Right royal regency tale that has it all

Reviewed by Lesley McDowell

princesses: the six daughters of george iii by flora fraser(john murray, (pounds) 25) Where is Andrew Davies when you need him? If ever there was a book crying out for the BBC costume department and for Davies's adaptation skills, this is it. For Flora Fraser has given us a real-life Regency tale , full of cads, bounders, elopements, affairs, madness, illegitimate offspring, tragedies and comedies, all within a scholarly tome that simultaneously manages to pay due reverence to a hugely influential royal family.

Strictly speaking, this is also a pre-Regency tale, as we begin with the birth of the first of the six princesses, the princess royal, in 1766, 10 years before the American Declaration of Independence, which was to mark George III's reign publicly, and 22 years before the onset of the madness which was to mark it privately.

Christened Charlotte after George's German wife, but always known as Royal, she was the stately eldest daughter who adored her father and loathed her mother. The sometimes "erratic" Augusta followed two years later, then came bookish, clever Elizabeth in 1770. Mary, the acknowledged beauty of the family, arrived in 1776, followed by Sophia a year later, the most scandalous sister of them all. She would produce an illegitimate child and also be the subject of unsavoury gossip alleging an affair with her brutish elder brother, Ernest. Then, lastly, came Amelia in 1783, the baby of the family, who was to die of tuberculosis at the early age of 27 after a secret love affair and the contraction of a sexually-transmitted disease.

The sisters' education was surprisingly advanced for women of that time, as their mother rather radically thought that "women with a good education would be capable of as much as men". The Queen also worried that the private world in which the girls were brought up at Windsor was too sheltering and did not prepare them properly for the dynastic marriages they would be expected to make.
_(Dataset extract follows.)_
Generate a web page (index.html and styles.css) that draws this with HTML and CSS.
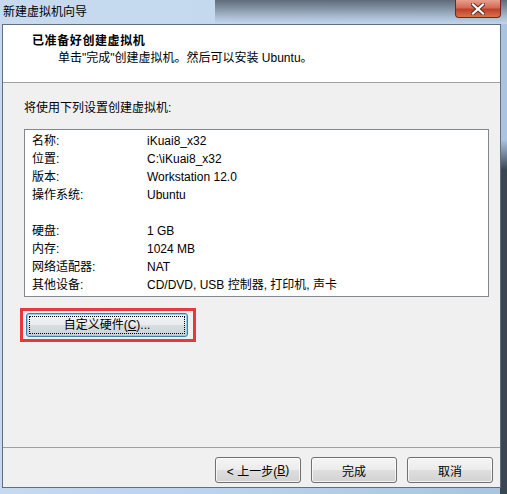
FILE: index.html
```html
<!DOCTYPE html>
<html lang="zh-CN">
<head>
<meta charset="utf-8">
<title>新建虚拟机向导</title>
<link rel="stylesheet" href="styles.css">
</head>
<body>
<div class="window">
  <div class="titlebar">
    <span class="title">新建虚拟机向导</span>
    <div class="close">
      <svg width="14" height="12" viewBox="0 0 14 12">
        <path d="M2 1.5 L12 10.5 M12 1.5 L2 10.5" stroke="#5a2a22" stroke-width="4" stroke-linecap="square"/>
        <path d="M2 1.5 L12 10.5 M12 1.5 L2 10.5" stroke="#ffffff" stroke-width="2.2" stroke-linecap="square"/>
      </svg>
    </div>
  </div>
  <div class="client">
    <div class="header">
      <div class="h-title">已准备好创建虚拟机</div>
      <div class="h-sub">单击"完成"创建虚拟机。然后可以安装 Ubuntu。</div>
    </div>
    <div class="body">
      <div class="intro">将使用下列设置创建虚拟机:</div>
      <div class="listbox">
        <div class="row"><span class="k">名称:</span><span class="v">iKuai8_x32</span></div>
        <div class="row"><span class="k">位置:</span><span class="v">C:\iKuai8_x32</span></div>
        <div class="row"><span class="k">版本:</span><span class="v">Workstation 12.0</span></div>
        <div class="row"><span class="k">操作系统:</span><span class="v">Ubuntu</span></div>
        <div class="row"></div>
        <div class="row"><span class="k">硬盘:</span><span class="v">1 GB</span></div>
        <div class="row"><span class="k">内存:</span><span class="v">1024 MB</span></div>
        <div class="row"><span class="k">网络适配器:</span><span class="v">NAT</span></div>
        <div class="row"><span class="k">其他设备:</span><span class="v">CD/DVD, USB 控制器, 打印机, 声卡</span></div>
      </div>
      <div class="highlight">
        <button class="btn btn-focus"><span class="focus-ring">自定义硬件(<u>C</u>)...</span></button>
      </div>
    </div>
    <div class="footer">
      <button class="btn btn-foot">&lt; 上一步(<u>B</u>)</button>
      <button class="btn btn-foot">完成</button>
      <button class="btn btn-foot">取消</button>
    </div>
  </div>
</div>
</body>
</html>
```
FILE: styles.css
```css
* { box-sizing: border-box; }
html, body { margin: 0; padding: 0; }
body {
  width: 507px;
  height: 494px;
  overflow: hidden;
  font-family: "Liberation Sans", "Noto Sans CJK SC", sans-serif;
  font-size: 12px;
  color: #000;
}
.window {
  width: 507px;
  height: 494px;
  background:
    linear-gradient(to bottom, rgba(30,38,48,0) 0px, rgba(30,38,48,0) 140px, rgba(40,48,58,0.85) 170px) right top / 7px 100% no-repeat,
    linear-gradient(to right, #c6d9ef 0%, #bcd3ec 40%, #a9c3e0 100%);
  display: flex;
  flex-direction: column;
}
.titlebar {
  height: 24px;
  display: flex;
  align-items: flex-start;
  background:
    linear-gradient(to bottom, rgba(60,70,82,0.75) 0%, rgba(120,135,150,0.35) 70%, rgba(190,210,230,0) 100%) 215px 0 / 292px 100% no-repeat,
    linear-gradient(to right, #c7daef 0%, #c0d6ee 100%);
}
.title {
  padding: 4px 0 0 3px;
  line-height: 16px;
  font-size: 12px;
  color: #000;
}
.close {
  margin-left: auto;
  margin-right: 6px;
  width: 46px;
  height: 18px;
  border: 1px solid #6b2a20;
  border-top: none;
  border-radius: 0 0 4px 4px;
  background: linear-gradient(to bottom, #e8a08e 0%, #d46a52 45%, #c0402a 55%, #d8744e 100%);
  display: flex;
  align-items: center;
  justify-content: center;
}
.client {
  margin: 0 6px 0 2px;
  height: 464px;
  border: 1px solid #5f6f80;
  background: #f0f0f0;
  display: flex;
  flex-direction: column;
}
.header {
  height: 58px;
  background: #fff;
  border-bottom: 1px solid #a0a0a0;
  padding: 8px 0 0 29px;
}
.h-title {
  font-weight: bold;
  line-height: 16px;
  letter-spacing: 0.6px;
}
.h-sub {
  margin-top: 1px;
  padding-left: 26px;
  line-height: 16px;
}
.body {
  height: 365px;
  padding: 17px 0 0 21px;
  border-bottom: 1px solid #a0a0a0;
}
.intro {
  line-height: 16px;
}
.listbox {
  margin-top: 13px;
  width: 465px;
  height: 168px;
  background: #fff;
  border: 1px solid #828790;
  padding: 2px 0 0 7px;
}
.row {
  height: 18px;
  line-height: 18px;
  display: flex;
}
.k { width: 115px; }
.highlight {
  margin-top: 11px;
  margin-left: -4px;
  width: 176px;
  height: 34px;
  border: 3px solid #e8383d;
  padding: 2px 5px 2px 3px;
}
.btn {
  font-family: "Liberation Sans", "Noto Sans CJK SC", sans-serif;
  font-size: 12px;
  color: #000;
  border: 1px solid #707070;
  border-radius: 3px;
  background: linear-gradient(to bottom, #f4f4f4 0%, #ececec 48%, #dedede 52%, #d2d2d2 100%);
  box-shadow: inset 0 0 0 1px rgba(255,255,255,0.7);
  padding: 0;
  display: flex;
  align-items: center;
  justify-content: center;
}
.btn u { text-decoration: underline; }
.btn-focus {
  width: 162px;
  height: 24px;
  border-color: #3c7fb1;
  background: linear-gradient(to bottom, #f2f4f6 0%, #e8ecef 48%, #d8dde2 52%, #cdd3d9 100%);
  box-shadow: inset 0 0 0 1px #8fd0f0;
  padding: 2px;
}
.focus-ring {
  width: 100%;
  height: 100%;
  border: 1px dotted #000;
  display: flex;
  align-items: center;
  justify-content: center;
  line-height: 16px;
}
.footer {
  flex: 1;
  display: flex;
  justify-content: flex-end;
  align-items: flex-start;
  gap: 10px;
  padding: 9px 7px 0 0;
}
.btn-foot {
  width: 86px;
  height: 26px;
}
```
Except that George III did not want his daughters making any marriages at all. Fraser rightly points out that George III was lambasted during his reign as "Farmer George", who took his eye off affairs of state with disastrous consequences for his kingdom. But she also portrays him as a loving, gentle father. He nevertheless remains, in this account at least, the sole architect of any misery that befell his daughters. Even when offers of marriage were made which they were keen to accept, he refused to allow them to marry. Royal did not marry until she was 31, and only two sisters followed her course, marrying either relatives or more distant German princes. None of the sisters produced any legitimate children - it was rumoured that Elizabeth produced two, but unlike Sophia's illegitimate son, this was never proved.

None of them, however, blamed their father for their fates, choosing to focus their ire on their mother. The sisters found support in each other and Fraser quotes from the many letters between them in later life which are touching in their frankness.

But this is not just an entertaining tale of six sisters, it is also a warning tale about the dynastic importance of royal offspring. Here, in this account of a royal family of six daughters and seven sons, we see the template for Queen Victoria's bequest to the future - nine offspring. And we all know what that led to.